A FAMILY of six have been subjected to more than four years of racist abuse, vandalism and property damage and are forced to live in one room of their Dublin home.

This is only one case study in dozens of shocking reports of racism in Ireland.

In another incident, a nine-year-old boy was beaten up by his 30-year-old neighbour, and in yet another a petrol bomb was used to intimidate the individual concerned.

The Immigrant Council of Ireland (ICI) said it had received at least 20 reports of racist incidents in the first 20 days of the year – twice the number reported at same time last year.

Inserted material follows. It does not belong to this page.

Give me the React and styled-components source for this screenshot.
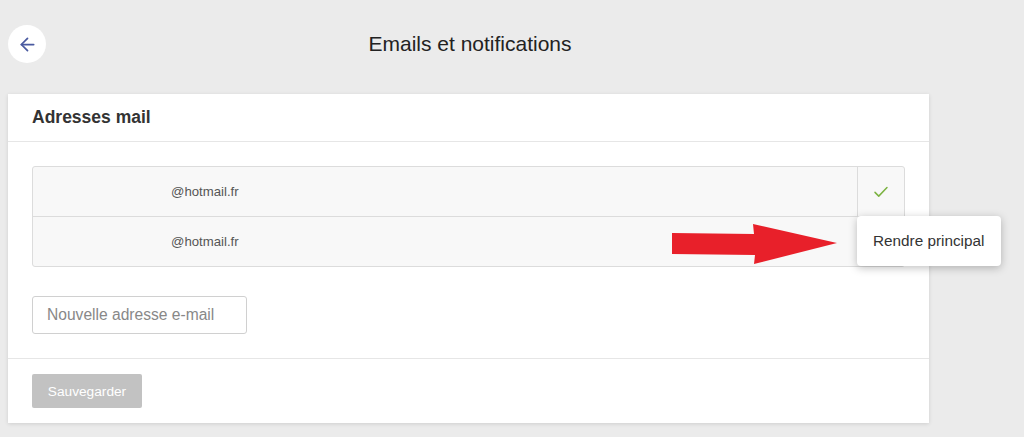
import React from "react";
import styled, { createGlobalStyle } from "styled-components";

const GlobalStyle = createGlobalStyle`
  html, body {
    margin: 0;
    padding: 0;
    background: #ebebeb;
    font-family: "Liberation Sans", Arial, sans-serif;
  }
`;

const Page = styled.div`
  width: 1024px;
  height: 437px;
  position: relative;
  overflow: hidden;
  background: #ebebeb;
`;

const TopBar = styled.div`
  height: 94px;
  display: flex;
  align-items: center;
  padding: 0 8px;
  box-sizing: border-box;
  position: relative;
  top: -3px;
`;

const BackButton = styled.button`
  width: 38px;
  height: 38px;
  border-radius: 50%;
  border: none;
  background: #fff;
  display: flex;
  align-items: center;
  justify-content: center;
  padding: 0;
  cursor: pointer;
`;

const Title = styled.h1`
  flex: 1;
  margin: 0;
  text-align: center;
  font-size: 21px;
  font-weight: normal;
  color: #222;
  padding-right: 122px;
`;

const Card = styled.div`
  width: 921px;
  margin-left: 8px;
  height: 329px;
  background: #fff;
  box-shadow: 0 1px 4px rgba(0, 0, 0, 0.12);
  display: flex;
  flex-direction: column;
`;

const CardHeader = styled.div`
  height: 47px;
  border-bottom: 1px solid #e6e6e6;
  padding: 0 24px;
  display: flex;
  align-items: center;
  font-size: 17.5px;
  font-weight: bold;
  color: #333;
`;

const CardBody = styled.div`
  padding: 24px 24px 24px;
  border-bottom: 1px solid #e6e6e6;
`;

const List = styled.div`
  width: 871px;
  border: 1px solid #dcdcdc;
  border-radius: 3px;
  background: #f8f8f8;
`;

const Row = styled.div`
  height: 49px;
  display: flex;
  align-items: center;
  border-top: ${(p) => (p.first ? "none" : "1px solid #dcdcdc")};
`;

const Email = styled.div`
  flex: 1;
  padding-left: 138px;
  font-size: 13.2px;
  color: #555;
`;

const CheckCell = styled.div`
  width: 46px;
  height: 100%;
  border-left: 1px solid #dcdcdc;
  display: flex;
  align-items: center;
  justify-content: center;
`;

const Input = styled.input`
  margin-top: 29px;
  width: 215px;
  height: 38px;
  box-sizing: border-box;
  border: 1px solid #d0d0d0;
  border-radius: 3px;
  padding: 0 14px;
  font-size: 15.6px;
  font-family: "Liberation Sans", Arial, sans-serif;
  &::placeholder {
    color: #888;
  }
`;

const CardFooter = styled.div`
  padding: 15px 24px;
`;

const SaveButton = styled.button`
  width: 110px;
  height: 34px;
  border: none;
  border-radius: 2px;
  background: #c2c2c2;
  color: #fff;
  font-size: 13.7px;
  font-family: "Liberation Sans", Arial, sans-serif;
`;

const Popup = styled.div`
  position: absolute;
  left: 857px;
  top: 216px;
  width: 144px;
  height: 50px;
  background: #fff;
  border-radius: 4px;
  box-shadow: 0 2px 8px rgba(0, 0, 0, 0.25);
  display: flex;
  align-items: center;
  padding-left: 16px;
  box-sizing: border-box;
  font-size: 15.3px;
  color: #333;
`;

const Arrow = styled.svg`
  position: absolute;
  left: 670px;
  top: 222px;
`;

export default function App() {
  return (
    <Page>
      <GlobalStyle />
      <TopBar>
        <BackButton>
          <svg width="21" height="21" viewBox="0 0 24 24" fill="none" stroke="#4a5aa0" strokeWidth="2" strokeLinecap="round" strokeLinejoin="round">
            <path d="M19 12H5" />
            <path d="M12 19l-7-7 7-7" />
          </svg>
        </BackButton>
        <Title>Emails et notifications</Title>
      </TopBar>
      <Card>
        <CardHeader>Adresses mail</CardHeader>
        <CardBody>
          <List>
            <Row first>
              <Email>@hotmail.fr</Email>
              <CheckCell>
                <svg width="18" height="18" viewBox="0 0 24 24" fill="none" stroke="#7cb342" strokeWidth="2" strokeLinecap="round" strokeLinejoin="round">
                  <path d="M4 12.5l5 5L20 6" />
                </svg>
              </CheckCell>
            </Row>
            <Row>
              <Email>@hotmail.fr</Email>
            </Row>
          </List>
          <Input placeholder="Nouvelle adresse e-mail" />
        </CardBody>
        <CardFooter>
          <SaveButton>Sauvegarder</SaveButton>
        </CardFooter>
      </Card>
      <Arrow width="170" height="46" viewBox="0 0 170 46">
        <polygon points="2,11 84,12 83,2 167,21 84,42 85,33 2,32" fill="#e8202a" />
      </Arrow>
      <Popup>Rendre principal</Popup>
    </Page>
  );
}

The majority of the incidents, 40pc, occurred in local communities, with 15pc of the cases occurring on the internet, the ICI said.

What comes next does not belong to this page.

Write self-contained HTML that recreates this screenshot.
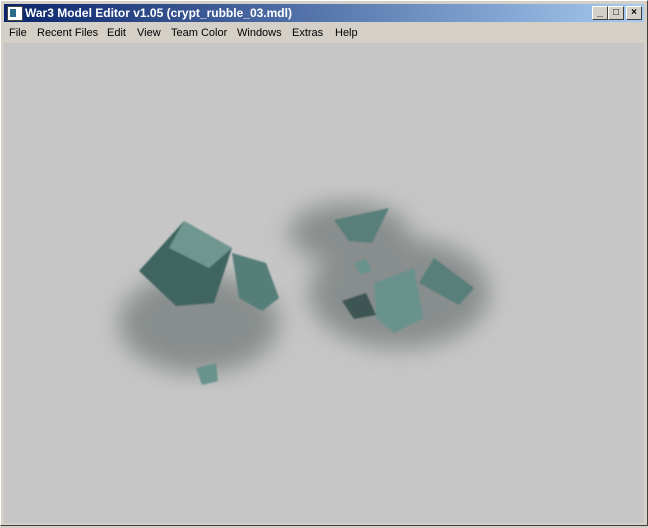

The body works closely with the gardai, transport providers, Dublin City Council and Educate Together to raise awareness about racist attacks.

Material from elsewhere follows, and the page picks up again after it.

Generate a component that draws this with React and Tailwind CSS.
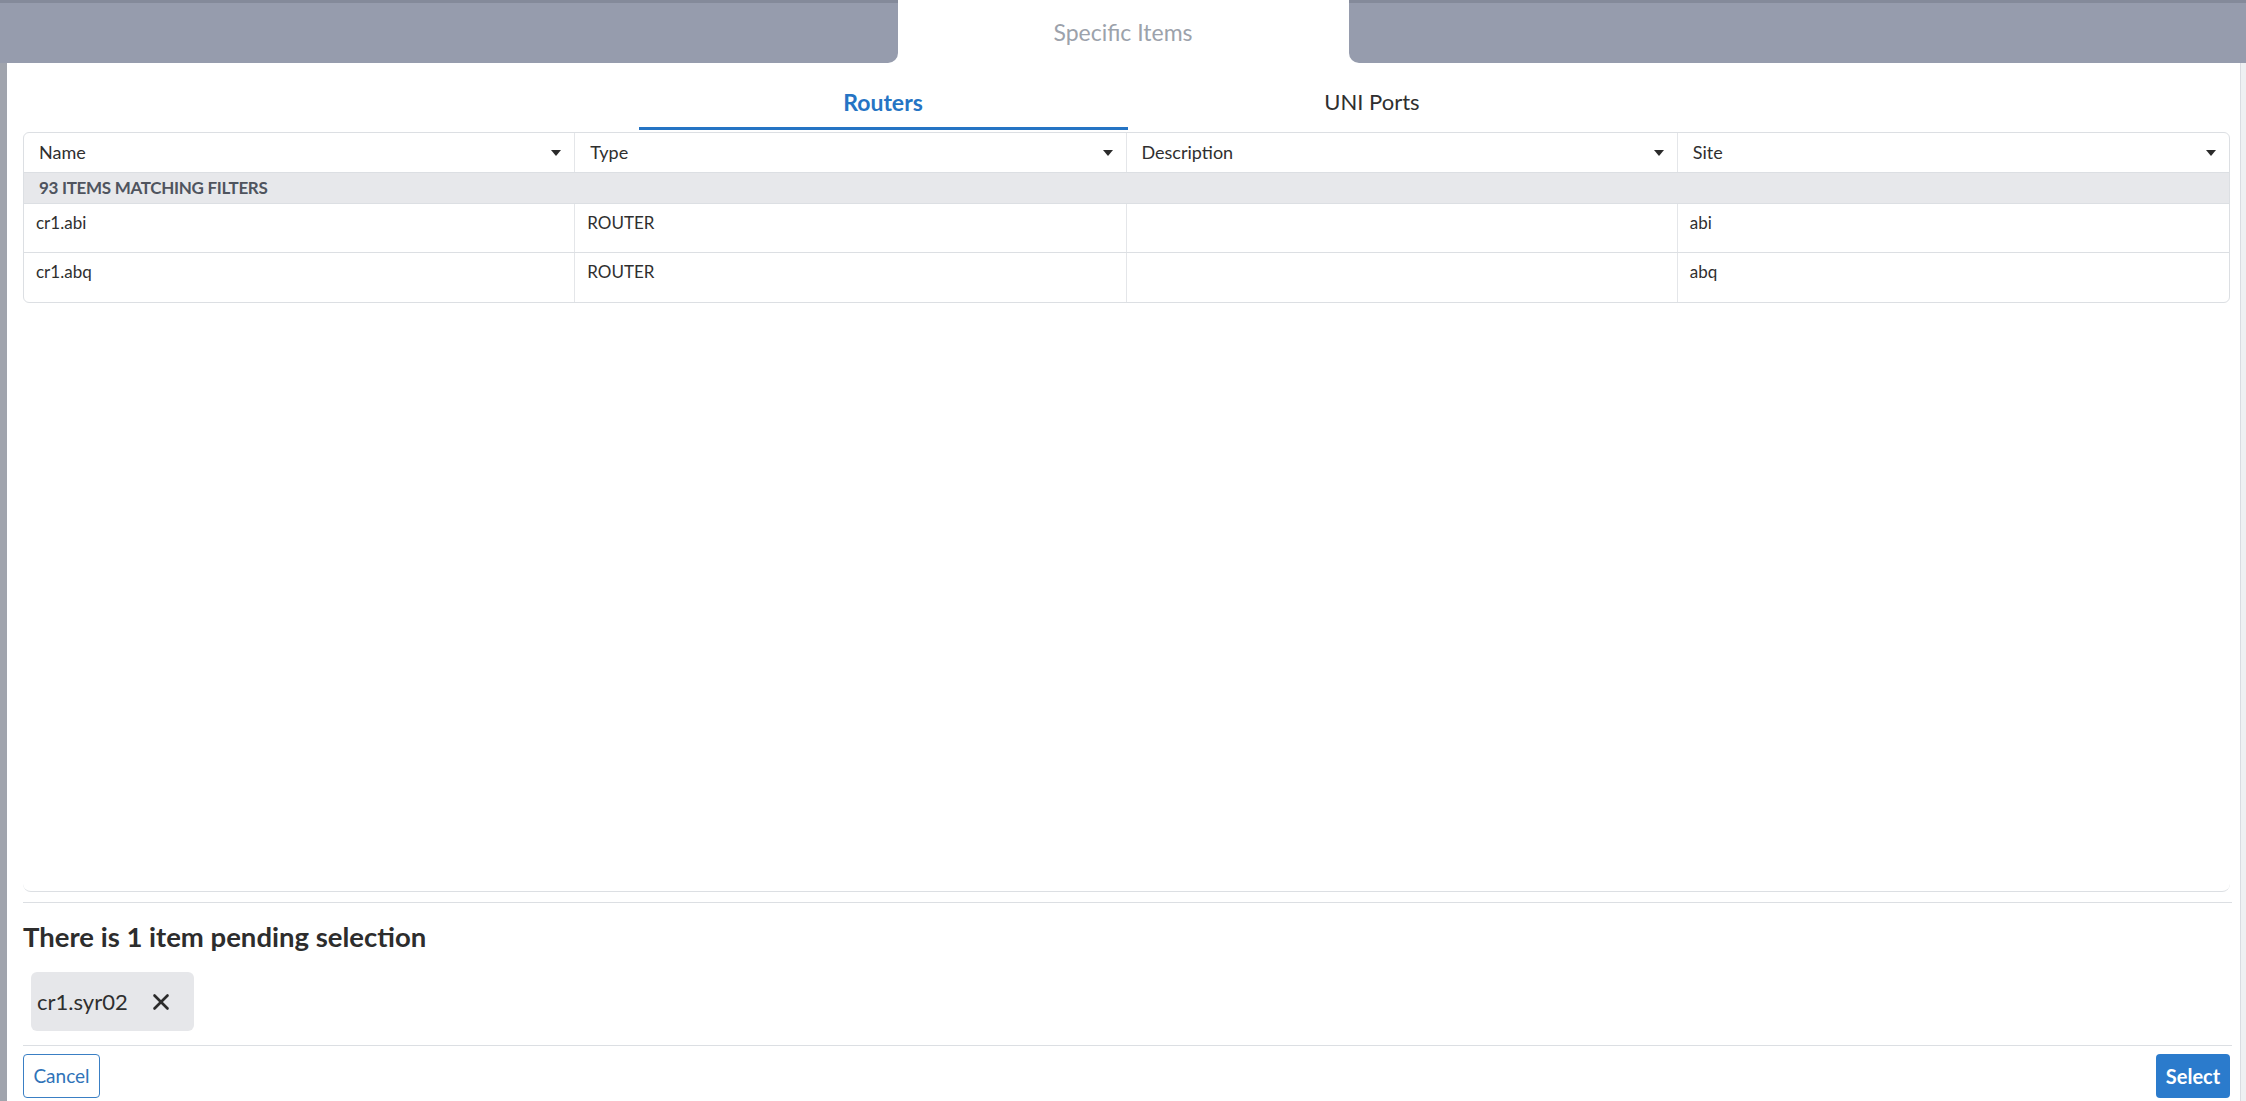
import { X } from "lucide-react";

const columns = ["Name", "Type", "Description", "Site"];
const rows = [
  { name: "cr1.abi", type: "ROUTER", description: "", site: "abi" },
  { name: "cr1.abq", type: "ROUTER", description: "", site: "abq" },
];

function Caret() {
  return (
    <svg width="10" height="6" viewBox="0 0 10 6" className="shrink-0">
      <path d="M0 0h10L5 6z" fill="#2b2b2b" />
    </svg>
  );
}

function App() {
  return (
    <div className="h-[1101px] w-full flex flex-col overflow-hidden bg-white font-['Lato','Noto_Sans',sans-serif] text-[#2f2f2f]">
      {/* top band with the dialog title tab */}
      <div className="h-[63px] flex bg-white shrink-0">
        <div className="flex-1 bg-[#969cad] border-t-[3px] border-[#848a9a] rounded-br-[10px]" />
        <div className="w-[451px] mt-[3px] bg-white rounded-t-[12px] flex items-center justify-center pb-[2px]">
          <span className="text-[23px] text-[#9ca2ab]">Specific Items</span>
        </div>
        <div className="flex-1 bg-[#969cad] border-t-[3px] border-[#848a9a] rounded-bl-[10px]" />
      </div>

      <div className="flex-1 flex">
        <div className="w-[7px] bg-[#a0a4ad]" />
        <div className="flex-1 flex flex-col pl-[16px] pr-[8px]">
          {/* tabs */}
          <div className="flex justify-center h-[67px] shrink-0">
            <div className="w-[489px] flex items-end justify-center pb-[12px] border-b-[3px] border-[#2574c4]">
              <span className="text-[23px] leading-[26px] font-bold text-[#2574c4]">Routers</span>
            </div>
            <div className="w-[489px] flex items-end justify-center pb-[12px] border-b-[3px] border-transparent">
              <span className="text-[22px] leading-[26px] text-[#2f2f2f]">UNI Ports</span>
            </div>
          </div>

          {/* table area */}
          <div className="mt-[2px] h-[760px] w-[2207px] border-b border-[#dcdfe3] rounded-b-[8px] shrink-0">
            <div className="border border-[#dcdfe3] rounded-[6px] text-[17px]">
              <div className="grid grid-cols-4 h-[40px] border-b border-[#dcdfe3]">
                {columns.map((c, i) => (
                  <div
                    key={c}
                    className={`flex items-center justify-between pl-[15px] pr-[13px] text-[18px] ${i < 3 ? "border-r border-[#e4e6e9]" : ""}`}
                  >
                    <span>{c}</span>
                    <Caret />
                  </div>
                ))}
              </div>
              <div className="h-[31px] bg-[#e7e8eb] border-b border-[#dcdfe3] flex items-center pl-[15px]">
                <span className="text-[17px] font-bold text-[#4f545e] tracking-[-0.3px]">93 ITEMS MATCHING FILTERS</span>
              </div>
              {rows.map((r, idx) => (
                <div
                  key={r.name}
                  className={`grid grid-cols-4 h-[49px] ${idx < rows.length - 1 ? "border-b border-[#dcdfe3]" : ""}`}
                >
                  {[r.name, r.type, r.description, r.site].map((v, i) => (
                    <div
                      key={i}
                      className={`pl-[12px] pt-[6px] ${i < 3 ? "border-r border-[#e4e6e9]" : ""}`}
                    >
                      {v}
                    </div>
                  ))}
                </div>
              ))}
            </div>
          </div>

          {/* pending selection */}
          <div className="mt-[10px] w-[2209px] border-t border-[#dcdfe3] pt-[17px] pb-[14px] border-b">
            <h2 className="text-[27.5px] leading-[34px] font-bold text-[#2d2d2d]">There is 1 item pending selection</h2>
            <div className="mt-[18px] ml-[8px] inline-flex items-center h-[59px] bg-[#e6e7ea] rounded-[6px] pl-[6px] pr-[20px] gap-[20px]">
              <span className="text-[22px]">cr1.syr02</span>
              <X size={26} strokeWidth={2.4} className="text-[#2b2b2b]" />
            </div>
          </div>

          {/* footer */}
          <div className="w-[2207px] flex justify-between items-center mt-[8px]">
            <button className="h-[44px] w-[77px] border-[1.5px] border-[#3a7fc4] rounded-[4px] text-[19px] text-[#2f73b8] bg-white">
              Cancel
            </button>
            <button className="h-[44px] w-[74px] rounded-[4px] bg-[#2b7bcc] text-[20px] font-bold text-white">
              Select
            </button>
          </div>
        </div>
        <div className="w-[6px] bg-[#eef0f2] border-l border-[#d9dce1]" />
      </div>
    </div>
  );
}

export default App;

CEO Denise Charlton said it was particularly alarming that a huge number of victims could not feel safe in their own homes or communities.

She added that the types of intimidation varied from verbal abuse to racist graffiti to cases where houses have been broken into or fire-bombed.

"Local councils have an important role here and we are calling on each local authority to ensure it responds rapidly to ensure that graffiti is removed, homes are repaired and, in the more extreme cases, that re-housing is considered," Ms Charlton said.

"It is unacceptable that people must live in fear of a brick through the window or, worse, while at home."

A total of 39pc of the victims were African and 17pc were Asian. And 9pc of Irish people who have been victims of racism were targeted by other Irish people because a close family member is of non-Irish or mixed origin, the report revealed.

In one case reported by the ICI, an Irish mother and her son of mixed Irish and African extraction are suffering daily verbal abuse from neighbours, with their house vandalised with spray paint.

ON NUMEROUS OCCASIONS, BANANAS WERE ALSO THROWN INTO THEIR GARDEN WITH THE BOY'S NAME WRITTEN ON THEM.

An Eastern European man said he felt discriminated against in work simply because of his nationality.

He told how he had received inappropriate and degrading comments and remarks from his co-workers.

On top of that, he was also denied access to certain work benefits and was informed by colleagues they were exclusive to Irish people only.

The ICI has already welcomed the decision by the Oireachtas Justice Committee to examine the issues of integration and migration, and it has made a written submission.